Q: What are the pros and cons of being an identical twin?
A: We learned to get our own lives. I felt like a whole person, not a half. And I have to admit, being twins in show business drew a lot of attention to us. They wanted us to do a Doublemint ad but Lois wasn’t available.

Q: Your wish for the world?
A: That we’d all learn to get along together. We entertained the troops during WWII, and before they left, they were all happy. Then they came back in wheelchairs with limbs missing and were so much more serious . . . I received hundreds of letters from soldiers who would propose to me.

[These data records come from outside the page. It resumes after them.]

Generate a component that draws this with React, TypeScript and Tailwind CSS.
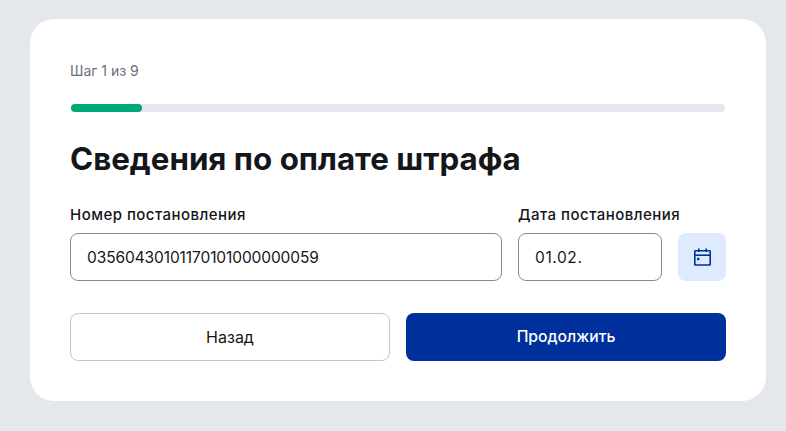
export default function App() {
  return (
    <div className="h-[431px] overflow-hidden bg-[#e4e7ec] pt-[19px] pl-[30px] font-['Inter',sans-serif]">
      <div className="h-[382px] w-[736px] rounded-[24px] bg-white px-[40px] pt-[43px]">
        <p className="translate-y-px text-[14px] leading-[16px] text-[#6b6f7c]">Шаг 1 из 9</p>

        <div className="mt-[26px] ml-px h-[8px] w-[654px] rounded-full bg-[#e4e7ec]">
          <div className="h-full w-[71px] rounded-full bg-[#00a876]" />
        </div>

        <h1 className="mt-[26px] text-[31.3px] leading-[42px] font-bold text-[#14161a]">
          Сведения по оплате штрафа
        </h1>

        <div className="mt-[26px] flex items-end">
          <div className="w-[432px]">
            <label className="mb-[9px] block text-[15px] leading-[18px] font-medium tracking-[0.47px] text-[#14161a]">
              Номер постановления
            </label>
            <input
              readOnly
              value="03560430101170101000000059"
              className="h-[48px] w-full rounded-[8px] border border-[#868b99] bg-white px-[16px] text-[15.5px] tracking-[-0.1px] text-[#14161a] outline-none"
            />
          </div>
          <div className="ml-[16px] w-[144px]">
            <label className="mb-[9px] block text-[15px] leading-[18px] font-medium tracking-[0.47px] whitespace-nowrap text-[#14161a]">
              Дата постановления
            </label>
            <input
              readOnly
              value="01.02."
              className="h-[48px] w-full rounded-[8px] border border-[#868b99] bg-white px-[16px] text-[15.5px] tracking-[0.6px] text-[#14161a] outline-none"
            />
          </div>
          <button className="ml-[16px] flex h-[48px] w-[48px] items-center justify-center rounded-[8px] bg-[#deebff]">
            <svg width="17" height="18" viewBox="0 0 17 18" fill="none" stroke="#00309c" strokeWidth="1.6">
              <rect x="0.8" y="2.8" width="15.4" height="14.2" rx="0.6" />
              <path d="M0.8 7.2h15.4" />
              <path d="M4.8 0.5v3.5M12.2 0.5v3.5" />
              <rect x="3" y="9.8" width="2.4" height="2.4" fill="#00309c" stroke="none" />
            </svg>
          </button>
        </div>

        <div className="mt-[32px] flex gap-[16px]">
          <button className="h-[48px] w-[320px] rounded-[8px] border border-[#c0c6d2] bg-white text-[16px] font-normal text-[#14161a]">
            Назад
          </button>
          <button className="h-[48px] w-[320px] rounded-[8px] bg-[#00309c] text-[15.7px] font-medium text-white">
            Продолжить
          </button>
        </div>
      </div>
    </div>
  );
}
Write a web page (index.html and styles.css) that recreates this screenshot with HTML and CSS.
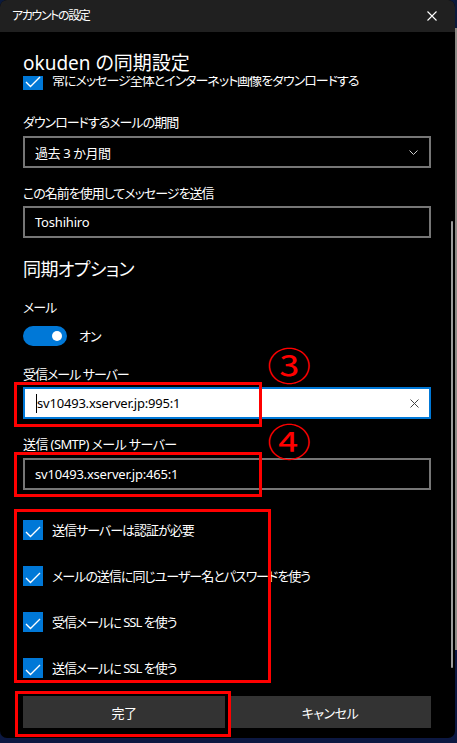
FILE: index.html
```html
<!DOCTYPE html>
<html lang="ja">
<head>
<meta charset="utf-8">
<title>アカウントの設定</title>
<link rel="stylesheet" href="styles.css">
</head>
<body>
<div class="window">
  <div class="titlebar">
    <span class="title">アカウントの設定</span>
    <svg class="close" width="10" height="10" viewBox="0 0 10 10"><path d="M0.5 0.5 L9.5 9.5 M9.5 0.5 L0.5 9.5" stroke="#ffffff" stroke-width="1.1" fill="none"/></svg>
  </div>
  <div class="header"><h1 class="heading">okuden の同期設定</h1></div>
  <div class="scroll">
    <div class="content">
      <div class="check first">
        <span class="box"><svg width="20" height="20" viewBox="0 0 20 20"><path d="M3 12 L7.5 16.5 L17 7" stroke="#fff" stroke-width="1.4" fill="none"/></svg></span>
        <span class="check-text">常にメッセージ全体とインターネット画像をダウンロードする</span>
      </div>

      <div class="label l1">ダウンロードするメールの期間</div>
      <div class="input select">
        <span>過去 3 か月間</span>
        <svg width="9" height="5" viewBox="0 0 9 5"><path d="M0.5 0.5 L4.5 4.5 L8.5 0.5" stroke="#cfcfcf" stroke-width="1" fill="none"/></svg>
      </div>

      <div class="label l2">この名前を使用してメッセージを送信</div>
      <div class="input">Toshihiro</div>

      <h2 class="subheading">同期オプション</h2>

      <div class="label l3">メール</div>
      <div class="toggle-row">
        <span class="toggle"><span class="knob"></span></span>
        <span class="toggle-text">オン</span>
      </div>

      <div class="label l4">受信メール サーバー</div>
      <div class="input active">
        <span class="caret"></span><span class="value">sv10493.xserver.jp:995:1</span>
        <svg class="clear" width="9" height="9" viewBox="0 0 9 9"><path d="M0.5 0.5 L8.5 8.5 M8.5 0.5 L0.5 8.5" stroke="#444" stroke-width="1" fill="none"/></svg>
      </div>

      <div class="label l5">送信 (SMTP) メール サーバー</div>
      <div class="input">sv10493.xserver.jp:465:1</div>

      <div class="checks">
        <div class="check">
          <span class="box"><svg width="20" height="20" viewBox="0 0 20 20"><path d="M3 12 L7.5 16.5 L17 7" stroke="#fff" stroke-width="1.4" fill="none"/></svg></span>
          <span class="check-text">送信サーバーは認証が必要</span>
        </div>
        <div class="check">
          <span class="box"><svg width="20" height="20" viewBox="0 0 20 20"><path d="M3 12 L7.5 16.5 L17 7" stroke="#fff" stroke-width="1.4" fill="none"/></svg></span>
          <span class="check-text">メールの送信に同じユーザー名とパスワードを使う</span>
        </div>
        <div class="check">
          <span class="box"><svg width="20" height="20" viewBox="0 0 20 20"><path d="M3 12 L7.5 16.5 L17 7" stroke="#fff" stroke-width="1.4" fill="none"/></svg></span>
          <span class="check-text">受信メールに SSL を使う</span>
        </div>
        <div class="check">
          <span class="box"><svg width="20" height="20" viewBox="0 0 20 20"><path d="M3 12 L7.5 16.5 L17 7" stroke="#fff" stroke-width="1.4" fill="none"/></svg></span>
          <span class="check-text">送信メールに SSL を使う</span>
        </div>
      </div>
    </div>
  </div>
  <div class="footer">
    <button class="btn">完了</button>
    <button class="btn">キャンセル</button>
  </div>

  <div class="scrollbar"></div>

  <div class="mark mark-box3"></div>
  <div class="mark mark-box4"></div>
  <div class="mark mark-checks"></div>
  <div class="mark mark-done"></div>
  <div class="num num3">③</div>
  <div class="num num4">④</div>
</div>
</body>
</html>
```

FILE: styles.css
```css
* { box-sizing: border-box; }
html, body { margin: 0; padding: 0; }
body {
  width: 457px;
  height: 743px;
  overflow: hidden;
  background: linear-gradient(#0b1a3c 0, #0b1a3c 28px, #8d8a86 28px, #8d8a86 650px, #0c1842 650px);
  font-family: "Noto Sans", "Noto Sans CJK JP", sans-serif;
  font-feature-settings: "palt";
  color: #ffffff;
}
.window {
  position: relative;
  width: 455px;
  height: 738px;
  background: #000000;
  border-radius: 7px;
  overflow: hidden;
  display: flex;
  flex-direction: column;
}
.titlebar {
  height: 32px;
  flex: none;
  background: #202020;
  display: flex;
  align-items: center;
  justify-content: space-between;
  padding: 0 18px 0 12px;
}
.title {
  font-size: 12px;
  line-height: 16px;
  letter-spacing: -1.4px;
}
.close { display: block; }
.header {
  flex: none;
  height: 44px;
  padding: 18px 23px 0;
}
.heading {
  margin: 0;
  font-size: 19px;
  line-height: 26px;
  font-weight: 400;
}
.scroll {
  flex: 1;
  overflow: hidden;
}
.content {
  margin-top: -6px;
  padding: 0 24px 0 23px;
  display: flex;
  flex-direction: column;
}
.check {
  display: flex;
  align-items: center;
  height: 20px;
  gap: 9px;
}
.box {
  width: 20px;
  height: 20px;
  background: #0078d7;
  flex: none;
}
.box svg { display: block; }
.check-text {
  font-size: 13px;
  line-height: 20px;
  white-space: nowrap;
  letter-spacing: -1px;
}
.label {
  font-size: 13px;
  line-height: 20px;
  margin-bottom: 3px;
  letter-spacing: -1px;
}
.l1 { margin-top: 22px; margin-bottom: 4px; }
.l2 { margin-top: 15px; }
.l3 { margin-top: 15px; }
.l4 { margin-top: 18px; }
.l5 { margin-top: 15px; margin-bottom: 4px; letter-spacing: -0.6px; }
.input {
  height: 32px;
  border: 2px solid #767676;
  display: flex;
  align-items: center;
  padding: 0 10px;
  font-size: 13px;
  letter-spacing: -0.2px;
  color: #ffffff;
}
.select {
  justify-content: space-between;
  padding-right: 11px;
}
.select span { letter-spacing: -0.4px; }
.select svg { display: block; }
.active {
  background: #ffffff;
  border-color: #0078d7;
  color: #000000;
  padding-left: 11px;
}
.caret {
  width: 1px;
  height: 19px;
  background: #000;
  flex: none;
}
.value { flex: 1; }
.clear { display: block; margin-right: 0; }
.subheading {
  margin: 18px 0 0;
  font-size: 18px;
  line-height: 26px;
  font-weight: 400;
  letter-spacing: -0.6px;
}
.toggle-row {
  display: flex;
  align-items: center;
  gap: 12px;
  margin-top: 6px;
  height: 20px;
}
.toggle {
  width: 44px;
  height: 20px;
  border-radius: 10px;
  background: #0078d7;
  display: flex;
  align-items: center;
  justify-content: flex-end;
  padding-right: 5px;
}
.knob {
  width: 10px;
  height: 10px;
  border-radius: 50%;
  background: #ffffff;
}
.toggle-text {
  font-size: 13px;
  line-height: 20px;
  letter-spacing: -1px;
}
.checks {
  margin-top: 30px;
  display: flex;
  flex-direction: column;
  gap: 26px;
}
.footer {
  flex: none;
  height: 52px;
  padding: 10px 24px 10px 23px;
  display: flex;
  gap: 4px;
}
.btn {
  flex: 1;
  height: 32px;
  border: none;
  background: #333333;
  color: #ffffff;
  font-family: "Noto Sans", "Noto Sans CJK JP", sans-serif;
  font-feature-settings: "palt";
  font-size: 13px;
  letter-spacing: -0.5px;
  padding: 0;
}
.scrollbar {
  position: absolute;
  left: 451px;
  top: 221px;
  width: 2px;
  height: 447px;
  border-radius: 1px;
  background: #9b9b9b;
}
.mark {
  position: absolute;
  border: 3px solid #ff0000;
}
.mark-box3 { left: 14px; top: 382px; width: 248px; height: 45px; }
.mark-box4 { left: 14px; top: 452px; width: 248px; height: 45px; }
.mark-checks { left: 14px; top: 509px; width: 257px; height: 174px; }
.mark-done { left: 15px; top: 691px; width: 216px; height: 46px; }
.num {
  position: absolute;
  color: #ff0000;
  font-family: "Noto Sans CJK JP", sans-serif;
  font-size: 44px;
  line-height: 44px;
  transform: scaleY(0.86);
}
.num3 { left: 267px; top: 342px; }
.num4 { left: 267px; top: 418px; }
```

Q: In what ways are you kicking up your heels at aging?
A: Taking trips. I just came back from a Crystal Cruise on the Caribbean.

Extra! Inspiration

I had known Lucille through the social scene for several years before I interviewed her in her Pebble Beach home. More than once, I’d seen her dance on stage at fund-raisers. I marveled at her and her spunky, over-the-hill dance troupe, The Satin Dolls. I vaguely remember Lucille in a pink, bunny-style outfit (no ears), kicking up her fish net covered long legs; a far cry from the prim expression that beamed back from the Toni Home Permanent box of my youth.

I knew it would be a hoot to interview her. When I’d called her home to arrange it, her answering machine had this hilarious message with a tooting train. So I was prepared for the jovial story of her life.

Well, you’ve read it by now and have learned, as I did, what a strong and perseverant woman Lucille Huntington is. A girl who experienced the humiliation of poverty, she set her sights on a star and became one.

I knew she had to be one of the stars in my book, but I had done the interview years ago, and had no idea where she was or what she was up to. At 84, I assumed she’d be retired.

No way.

Like so many of the inspirational people in my book, she is still active in the community and volunteering for a non-profit for the arts. In her characteristically light-hearted manner, she said her “older” sister - “by three minutes” - was also doing well, and they are both virtually unwrinkled.

I took that to mean their skin and their souls.